Why this is weak: Misses the critical issue - it’s not just slow, it breaks.
✅ The Strong Answer (Stands Out)
“collect() pulls ALL data from the workers to the driver node as a Python/Scala list. With 1 billion rows, the driver would run out of memory and crash (OOM error). This is why collect() should only be used on small results - after aggregations or heavy filtering. For large datasets, use write() to save results to storage instead. If I need a sample for debugging, I’d use take(100) or limit(100).collect() to get a small subset safely.”
Key concepts to mention:
Data moves from distributed workers to single driver
Driver memory is limited (typically a few GB)
OOM (Out of Memory) error
Alternatives: write(), take(), limit()
collect() only safe after significant reduction
💡 What Interviewers Are Testing
Do you understand distributed computing basics? Shows you won’t make expensive mistakes in production.
🎯 Question 7: What’s the difference between Spark SQL and the DataFrame API?
⚠️ The Weak Answer (Pass, but not impressive)
“SQL uses SQL syntax, DataFrame uses Python/Scala methods.”
Why this is weak: Obvious - doesn’t address when to use which.
✅ The Strong Answer (Stands Out)
“Both compile to the same execution plan - performance is identical.

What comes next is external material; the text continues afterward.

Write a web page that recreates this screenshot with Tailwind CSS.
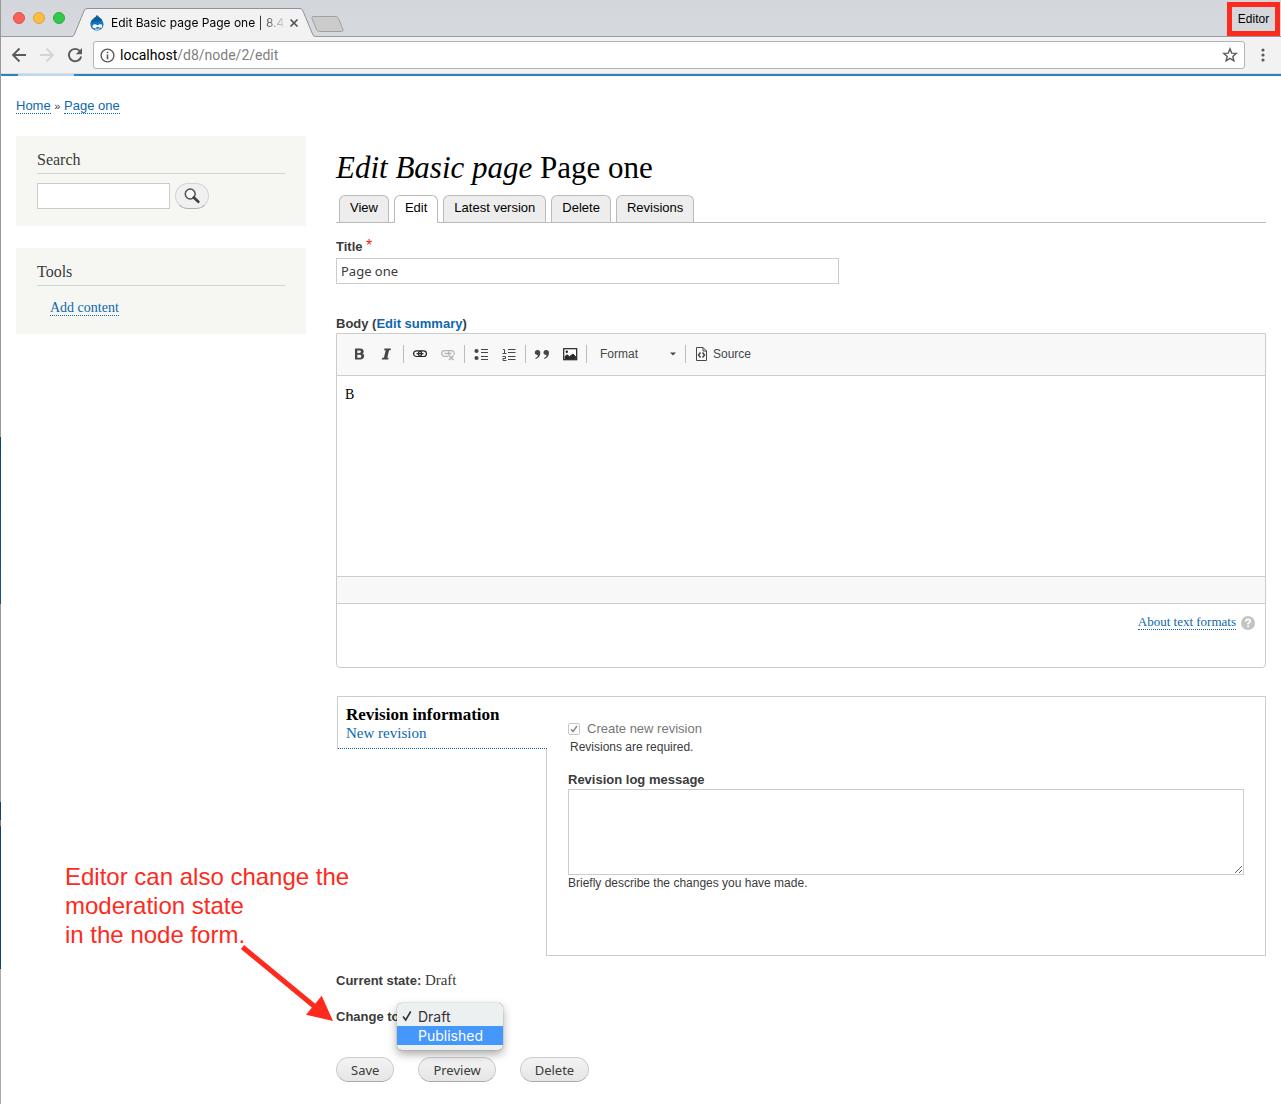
<!DOCTYPE html>
<html lang="en">
<head>
<meta charset="utf-8">
<meta name="viewport" content="width=device-width, initial-scale=1">
<title>Edit Basic page Page one | 8.4</title>
<script src="https://cdn.jsdelivr.net/npm/@tailwindcss/browser@4"></script>
</head>
<body class="min-h-screen flex bg-white text-[13px] leading-5 text-[#3b3b3b] font-['Liberation_Sans',Arial,sans-serif]">
<!-- sliver of the desktop left of the window -->
<div class="w-px shrink-0 bg-[linear-gradient(#999_437px,#11446a_437px,#1b5480_604px,#999_604px,#999_802px,#11446a_802px,#11446a_820px,#8b7a76_820px,#8b7a76_826px,#11446a_826px,#11446a_969px,#aaa_969px)]"></div>
<div class="relative flex-1 min-w-0">

  <!-- browser window -->
  <header>
    <div class="relative flex h-[37px] bg-linear-to-b from-[#d3d7dc] to-[#d6dade] border-b border-[#9a9ca0]">
      <div class="flex items-center gap-2 pl-3">
        <span class="size-3 rounded-full bg-[#fc605b] border border-[#e2514b]"></span>
        <span class="size-3 rounded-full bg-[#fdbd41] border border-[#e0a136]"></span>
        <span class="size-3 rounded-full bg-[#34c94a] border border-[#2aae3b]"></span>
      </div>
      <div class="relative w-[244px] h-[37px] ml-[7px] shrink-0">
        <svg class="absolute inset-0" width="244" height="37" viewBox="0 0 244 37" aria-hidden="true"><path d="M0 36.500 C1.500 36.500 2 35 2.500 34 L12 11 Q13 8.500 15 8.500 H228 Q230 8.500 231 11 L240.500 34 Q241.500 36.500 243.500 36.500 V37 H0 Z" fill="#f2f2f2"/><path d="M0 36.500 C1.500 36.500 2 35 2.500 34 L12 11 Q13 8.500 15 8.500 H228 Q230 8.500 231 11 L240.500 34 Q241.500 36.500 243.500 36.500" fill="none" stroke="#909296"/></svg>
        <div class="relative flex items-center h-7 mt-[9px] pl-[18px]">
          <svg width="14" height="16" viewBox="0 0 14 16" aria-hidden="true"><path d="M7 0 C8 2 13.500 4 13.500 9.500 C13.500 13 10.500 15.500 7 15.500 C3.500 15.500 .5 13 .5 9.500 C.5 4 6 3 7 0Z" fill="#1478be"/><path d="M7 0 C6 3 .5 4 .5 9.500 C3 4 10 9 12 4.500 C10 2.500 7.500 1.500 7 0Z" fill="#0d5f9c"/><path d="M2.500 11.500 C2.500 9 5.500 8.500 7.500 10.500 C9.500 8.700 12.300 8.800 12.300 11.200 C12.300 13.500 9.500 13 7.500 11.800 C5.500 13.500 2.500 13.800 2.500 11.500Z" fill="#fff"/><path d="M5 14 Q7.500 15 9.500 13.800" stroke="#fff" fill="none"/></svg>
          <span class="ml-[7px] w-[175px] shrink-0 whitespace-nowrap text-[12px] leading-4 text-black font-[Inter,sans-serif] mask-r-from-[145px] mask-r-to-[176px]">Edit Basic page Page one | 8.4.</span>
          <button type="button" aria-label="Close tab" class="ml-[3px]"><svg width="10" height="10" viewBox="0 0 10 10"><path d="M1.500 1.500 8.500 8.500M8.500 1.500 1.500 8.500" stroke="#505256" stroke-width="1.700"/></svg></button>
        </div>
      </div>
      <button type="button" aria-label="New tab" class="self-start mt-[15px] -ml-[6px]"><svg width="35" height="18" viewBox="0 0 35 18"><path d="M3 1.500 H25.500 Q27.500 1.500 28.500 3.500 L33 14.500 Q33.500 16.500 31.500 16.500 H9.500 Q7.500 16.500 6.500 14.500 L2 3.500 Q1.500 1.500 3 1.500Z" fill="#cbcbcb" stroke="#9fa1a3"/></svg></button>
      <button type="button" class="ml-auto mr-px mt-[2px] h-[34px] w-[53px] shrink-0 z-10 border-[5px] border-[#fe2a1d] text-[12px] leading-4 text-black">Editor</button>
    </div>
    <div class="flex items-center h-[37px] bg-[#f2f2f2] border-b border-[#dcdcdc] pl-[10px]">
      <button type="button" aria-label="Back"><svg width="16" height="16" viewBox="0 0 16 16"><path d="M15 8H2.500M8.500 1.500 2 8l6.500 6.500" fill="none" stroke="#5a5a5a" stroke-width="1.800"/></svg></button>
      <button type="button" aria-label="Forward" class="ml-3"><svg width="16" height="16" viewBox="0 0 16 16"><path d="M1 8h12.500M7.500 1.500 14 8l-6.500 6.500" fill="none" stroke="#d4d4d4" stroke-width="1.800"/></svg></button>
      <button type="button" aria-label="Reload" class="ml-3"><svg width="16" height="16" viewBox="0 0 16 16"><path d="M13 4.200A6.200 6.200 0 1 0 14.200 9.500" fill="none" stroke="#5a5a5a" stroke-width="1.900"/><path d="M15 1v6.200H8.800Z" fill="#5a5a5a"/></svg></button>
      <div class="relative flex flex-1 items-center h-7 ml-[10px] pl-[6px] pr-[6px] bg-white border border-[#b4b4b4] rounded-[3px]">
        <svg width="15" height="15" viewBox="0 0 15 15" aria-hidden="true"><circle cx="7.500" cy="7.500" r="6.400" fill="none" stroke="#5a5a5a" stroke-width="1.400"/><path d="M7.500 6.500v4.800M7.500 3.700v1.600" stroke="#5a5a5a" stroke-width="1.600"/></svg>
        <div class="flex-1 ml-[5px] text-[14px] text-[#808080] font-[Roboto,sans-serif]"><span class="text-black">localhost</span>/d8/node/2/edit</div>
        <button type="button" aria-label="Bookmark this page"><svg width="16" height="16" viewBox="0 0 16 16"><path d="M8 1.800 9.700 6.100 14.300 6.400 10.800 9.400 11.900 13.800 8 11.400 4.100 13.800 5.200 9.400 1.700 6.400 6.300 6.100Z" fill="none" stroke="#5a5a5a" stroke-width="1.400"/></svg></button>
      </div>
      <button type="button" aria-label="Menu" class="ml-4 mr-4"><svg width="4" height="16" viewBox="0 0 4 16" fill="#5a5a5a"><circle cx="2" cy="3" r="1.600"/><circle cx="2" cy="8" r="1.600"/><circle cx="2" cy="13" r="1.600"/></svg></button>
    </div>
    <div class="h-[2px] bg-[#2883be] pl-[17px]"><div class="h-[2px] w-14 bg-[#bcd7ec]"></div></div>
  </header>

  <nav aria-label="Breadcrumb" class="pl-[15px] pt-[22px] leading-4">
    <a href="#" class="text-[#0e67ad] border-b border-dotted border-[#0e67ad]">Home</a>
    <span class="text-[11px]">»</span>
    <a href="#" class="text-[#0e67ad] border-b border-dotted border-[#0e67ad]">Page one</a>
  </nav>

  <div class="flex items-start gap-[30px] pl-[15px] pr-[15px] pt-[22px] pb-[22px]">
    <aside class="w-[290px] shrink-0 flex flex-col gap-[22px] font-['Liberation_Serif',Georgia,serif]">
      <section class="bg-[#f6f6f2] px-[21px] pt-[14px] pb-[17px]">
        <h2 class="text-[16px] leading-5 pb-[3px] border-b border-[#d3d5d0]">Search</h2>
        <form class="flex items-center gap-[5px] pt-[9px]">
          <input type="search" aria-label="Search" class="w-[133px] h-[26px] bg-white border border-[#ccc]">
          <button type="button" aria-label="Search" class="flex items-center justify-center w-[34px] h-[26px] rounded-full bg-[#f0f0f0] border border-[#d4d4d4] border-b-[#b0b0b0]"><svg width="16" height="16" viewBox="0 0 16 16"><circle cx="6.200" cy="6" r="4.900" fill="#f8f8f8" stroke="#505050" stroke-width="1.500"/><path d="M9.800 9.500 14.300 13.800" stroke="#404040" stroke-width="2.600" stroke-linecap="round"/></svg></button>
        </form>
      </section>
      <section class="bg-[#f6f6f2] px-[21px] pt-[14px] pb-[16px]">
        <h2 class="text-[16px] leading-5 pb-[3px] border-b border-[#d3d5d0]">Tools</h2>
        <p class="pt-[12px] pl-[13px] text-[14px]"><a href="#" class="text-[#0e67ad] border-b border-dotted border-[#0e67ad]">Add content</a></p>
      </section>
    </aside>

    <main class="flex-1 min-w-0">
      <h1 class="pt-[14px] pb-[9px] text-[31px] leading-9 text-black font-['Liberation_Serif',Georgia,serif]"><em>Edit Basic page</em> Page one</h1>
      <ul class="flex gap-[5px] h-7 pl-[3px] border-b border-[#bbb] text-black">
        <li class="h-[27px] px-[10px] pt-[2px] bg-[#ededed] border border-b-0 border-[#bbb] rounded-t-[6px]"><a href="#">View</a></li>
        <li class="h-7 px-[10px] pt-[2px] bg-white border border-b-0 border-[#bbb] rounded-t-[6px]"><a href="#" aria-current="page">Edit</a></li>
        <li class="h-[27px] px-[10px] pt-[2px] bg-[#ededed] border border-b-0 border-[#bbb] rounded-t-[6px]"><a href="#">Latest version</a></li>
        <li class="h-[27px] px-[10px] pt-[2px] bg-[#ededed] border border-b-0 border-[#bbb] rounded-t-[6px]"><a href="#">Delete</a></li>
        <li class="h-[27px] px-[10px] pt-[2px] bg-[#ededed] border border-b-0 border-[#bbb] rounded-t-[6px]"><a href="#">Revisions</a></li>
      </ul>

      <form>
        <label for="title" class="block mt-[14px] h-[18px] leading-[18px] font-bold">Title <span class="text-[#ee1c25] text-[16px] font-normal">*</span></label>
        <input id="title" type="text" value="Page one" class="block mt-[3px] w-[503px] h-[26px] px-1 border border-[#ccc] bg-white font-['Noto_Sans',sans-serif]">

        <div class="mt-[31px] leading-[18px] font-bold"><label for="body">Body</label> (<a href="#" class="text-[#0e67ad]">Edit summary</a>)</div>
        <div class="border border-[#ccc] rounded-b-[4px]">
          <div class="flex items-center h-[42px] pl-2 pb-[2px] bg-[#f8f8f8] border-b border-[#ccc] text-[12px]">
            <button type="button" aria-label="Bold" class="w-7 flex justify-center"><svg width="16" height="16" viewBox="0 0 16 16"><path fill-rule="evenodd" d="M4 2.500h5c2.500 0 3.700 1 3.700 2.900 0 1.100-.6 1.900-1.600 2.200 1.300.3 2 1.200 2 2.400 0 2.100-1.400 3.500-3.900 3.500H4ZM6.300 4.400v2.500h2c1.100 0 1.700-.4 1.700-1.300s-.6-1.200-1.700-1.200ZM6.300 8.700v3h2.200c1.200 0 1.800-.5 1.800-1.500s-.6-1.500-1.800-1.500Z" fill="#474747"/></svg></button>
            <button type="button" aria-label="Italic" class="w-7 flex justify-center"><svg width="16" height="16" viewBox="0 0 16 16"><path d="M5.500 2.500h6.500l-.4 1.700h-1.500L8.300 11.800H9.600L9.200 13.500H2.800l.4-1.700h1.700L6.700 4.200H5.100Z" fill="#474747"/></svg></button>
            <span class="w-px h-[18px] mx-[2px] bg-[#bcbcbc]"></span>
            <button type="button" aria-label="Link" class="w-7 flex justify-center"><svg width="16" height="16" viewBox="0 0 16 16" fill="none" stroke="#222" stroke-width="1.200"><rect x="1.600" y="4.900" width="8" height="5.600" rx="2.800"/><rect x="6.400" y="4.900" width="8" height="5.600" rx="2.800"/><path d="M4.500 7.700h7"/></svg></button>
            <button type="button" aria-label="Unlink" disabled class="w-7 flex justify-center"><svg width="16" height="16" viewBox="0 0 16 16" fill="none" stroke="#b5b5b5" stroke-width="1.300"><path d="M8 10.300H4.500a2.700 2.700 0 0 1 0-5.600h3.800M7 4.700h4.500a2.800 2.800 0 0 1 2.500 4M4.500 7.500h7M8.500 5.500q1.500 2 0 4"/><path d="M9 9.500l4.500 4.500M13.500 9.500 9 14" stroke-width="1.600"/></svg></button>
            <span class="w-px h-[18px] mx-[2px] bg-[#bcbcbc]"></span>
            <button type="button" aria-label="Bulleted list" class="w-7 flex justify-center"><svg width="16" height="16" viewBox="0 0 16 16"><circle cx="3.500" cy="5" r="2.100" fill="#474747"/><circle cx="3.500" cy="12" r="2.100" fill="#474747"/><path d="M8 3.500h7M8 6.500h7M8 10.500h7M8 13.500h7" stroke="#474747"/></svg></button>
            <button type="button" aria-label="Numbered list" class="w-7 flex justify-center"><svg width="16" height="16" viewBox="0 0 16 16" fill="none" stroke="#474747"><path d="M2 3.500h1.500V7.500M1.500 7.500h4M1.500 10.500h3v2h-2.500v2h3.500M7 3.500h7.500M7 6.500h7.500M7 10.500h7.500M7 13.500h7.500"/></svg></button>
            <span class="w-px h-[18px] mx-[2px] bg-[#bcbcbc]"></span>
            <button type="button" aria-label="Block quote" class="w-7 flex justify-center"><svg width="16" height="16" viewBox="0 0 16 16" fill="#474747"><path d="M3.500 4A2.500 2.500 0 0 1 6.300 6.800C6.300 10 4.500 12 1.800 12.900L1.300 12C3 11.200 3.900 10 3.900 8.900A2.500 2.500 0 1 1 3.500 4Z"/><path d="M12.200 4A2.500 2.500 0 0 1 15 6.800C15 10 13.200 12 10.500 12.900L10 12C11.700 11.200 12.600 10 12.600 8.900A2.500 2.500 0 1 1 12.200 4Z"/></svg></button>
            <button type="button" aria-label="Image" class="w-7 flex justify-center"><svg width="16" height="16" viewBox="0 0 16 16"><rect x="1.700" y="2.700" width="13" height="11" fill="#fff" stroke="#222" stroke-width="1.200"/><path d="M3 12.500V10.500L5 8.700l2.500 2L11 8l2.500 2.500v2Z" fill="#2a2a2a" stroke="#2a2a2a"/><circle cx="4.800" cy="5.700" r="1.200" fill="#222"/></svg></button>
            <span class="w-px h-[18px] mx-[2px] bg-[#bcbcbc]"></span>
            <div class="relative flex items-center">
              <select aria-label="Paragraph format" class="appearance-none w-[94px] h-7 pl-[11px] bg-transparent text-[#474747]"><option>Format</option></select>
              <svg class="absolute right-[7px] pointer-events-none" width="6" height="4" viewBox="0 0 6 4" aria-hidden="true"><path d="M0 .5h6L3 3.500Z" fill="#474747"/></svg>
            </div>
            <span class="w-px h-[18px] mx-[2px] bg-[#bcbcbc]"></span>
            <button type="button" class="flex items-center gap-1 pl-[6px] text-[#474747]"><svg width="15" height="16" viewBox="0 0 15 16" fill="none" stroke="#474747" aria-hidden="true"><path d="M2.500 1.500H9L12.500 5V14.500H2.500ZM9 1.500V5H12.500"/><path d="M6.500 6.500 4.500 9l2 2.500M8.500 6.500l2 2.500-2 2.500" stroke-width="1.500"/></svg>Source</button>
          </div>
          <textarea id="body" class="block w-full h-[200px] px-2 pt-[9px] resize-none outline-none text-[14px] text-black font-['Liberation_Serif',Georgia,serif]">B</textarea>
          <div class="h-7 bg-[#f8f8f8] border-y border-[#ccc]"></div>
          <div class="flex items-start justify-end gap-[5px] h-[63px] pt-[10px] pr-[10px] font-['Liberation_Serif',Georgia,serif]">
            <a href="#" class="text-[13px] leading-[15px] text-[#0e67ad] border-b border-dotted border-[#0e67ad]">About text formats</a>
            <svg class="mt-[2px]" width="14" height="14" viewBox="0 0 14 14" aria-hidden="true"><circle cx="7" cy="7" r="7" fill="#c4c4c4"/><path d="M4.800 5.400Q4.800 3.300 7 3.300T9.200 5.300Q9.200 6.500 7.100 7.500V8.500M7.100 9.600v1.700" fill="none" stroke="#fff" stroke-width="1.700"/></svg>
          </div>
        </div>

        <div class="flex mt-7 min-h-[260px] border-t border-r border-[#ccc] ml-px">
          <div class="w-[210px] shrink-0 flex flex-col">
            <div class="border-l border-[#ccc]">
              <a href="#revision" class="block h-[52px] pl-2 pt-2 border-b border-dotted border-[#0e67ad] text-[15px] leading-[19px] text-[#0e67ad] font-['Liberation_Serif',Georgia,serif]"><strong class="block text-[17px] text-black">Revision information</strong>New revision</a>
            </div>
            <div class="flex-1 border-r border-[#ccc]"></div>
          </div>
          <div id="revision" class="flex-1 min-w-0 border-b border-[#ccc] pl-[21px] pr-[21px] pt-[22px]">
            <div class="flex items-center text-[#777]">
              <span class="relative flex mr-[7px]">
                <input id="new-revision" type="checkbox" checked disabled class="appearance-none size-3 rounded-[2px] border border-[#c8c8c8] bg-[#fdfdfd]">
                <svg class="absolute inset-0 pointer-events-none" width="12" height="12" viewBox="0 0 12 12" aria-hidden="true"><path d="M3 6.300 5 8.500 9 3" fill="none" stroke="#8c8c8c" stroke-width="1.500"/></svg>
              </span>
              <label for="new-revision">Create new revision</label>
            </div>
            <p class="text-[12px] leading-4 pl-[2px]">Revisions are required.</p>
            <label for="log" class="block mt-4 leading-[18px] font-bold">Revision log message</label>
            <textarea id="log" class="block w-full h-[86px] border border-[#ccc] bg-white resize-y"></textarea>
            <p class="text-[12px] leading-4">Briefly describe the changes you have made.</p>
          </div>
        </div>

        <p class="mt-[14px]"><strong>Current state:</strong> <span class="text-[15px] font-['Liberation_Serif',Georgia,serif]">Draft</span></p>
        <div class="relative flex items-center mt-4 h-5">
          <label for="state" class="w-[64px] shrink-0 font-bold whitespace-nowrap">Change to</label>
          <select id="state" class="w-[90px] h-5 border border-[#ccc] rounded text-[13px] appearance-none"><option>Draft</option><option>Published</option></select>
          <ul role="listbox" aria-label="Change to" class="absolute left-[61px] -top-1 w-[106px] h-[47px] pt-1 bg-[#ecf0f1] rounded-[5px] shadow-[0_4px_10px_rgba(0,0,0,0.35),0_0_1px_rgba(0,0,0,0.5)] text-[14px] leading-[19px] text-[#333] font-[Inter,sans-serif]">
            <li role="option" aria-selected="true" class="flex"><svg class="ml-[5px] mr-[6px] mt-[3px]" width="10" height="12" viewBox="0 0 10 12" aria-hidden="true"><path d="M1 6.500 3.700 10 8.700 1.500" fill="none" stroke="#333" stroke-width="1.600"/></svg>Draft</li>
            <li role="option" aria-selected="false" class="pl-[21px] bg-[#4497fb] text-white">Published</li>
          </ul>
        </div>
        <div class="flex gap-6 mt-[30px] font-['Noto_Sans',sans-serif]">
          <button type="button" class="h-[25px] px-[14px] rounded-full border border-[#ccc] border-b-[#a8a8a8] bg-linear-to-b from-[#f3f3f3] to-[#e6e6e6]">Save</button>
          <button type="button" class="h-[25px] px-[14px] rounded-full border border-[#ccc] border-b-[#a8a8a8] bg-linear-to-b from-[#f3f3f3] to-[#e6e6e6]">Preview</button>
          <button type="button" class="h-[25px] px-[14px] rounded-full border border-[#ccc] border-b-[#a8a8a8] bg-linear-to-b from-[#f3f3f3] to-[#e6e6e6]">Delete</button>
        </div>
      </form>
    </main>
  </div>

  <!-- annotation laid over the page -->
  <p class="absolute left-16 top-[862px] text-[24px] leading-[29px] text-[#fe2a1d] whitespace-nowrap">Editor can also change the<br>moderation state<br>in the node form.</p>
  <svg class="absolute left-[239px] top-[944px]" width="94" height="79" viewBox="240 944 94 79" aria-hidden="true"><path d="M242.500 947 314 1006" stroke="#fe2a1d" stroke-width="5"/><path d="M333 1021 321.700 995.700 306 1014.700Z" fill="#fe2a1d"/></svg>
</div>
</body>
</html>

Spark SQL (spark.sql(’SELECT...’)) is great for complex queries, especially joins and aggregations - SQL is expressive for this. DataFrame API (df.filter().groupBy()) is better when logic is dynamic or needs programmatic control - like looping through column names. In practice, I mix both: use createOrReplaceTempView() to register a DataFrame, then query it with SQL. The Catalyst optimizer handles both identically.”
Key concepts to mention:
Same execution engine underneath
Catalyst optimizer handles both
SQL better for complex analytical queries
DataFrame API better for programmatic logic
Can mix both via temp views
💡 What Interviewers Are Testing
Can you choose the right tool for the job? Shows practical judgment.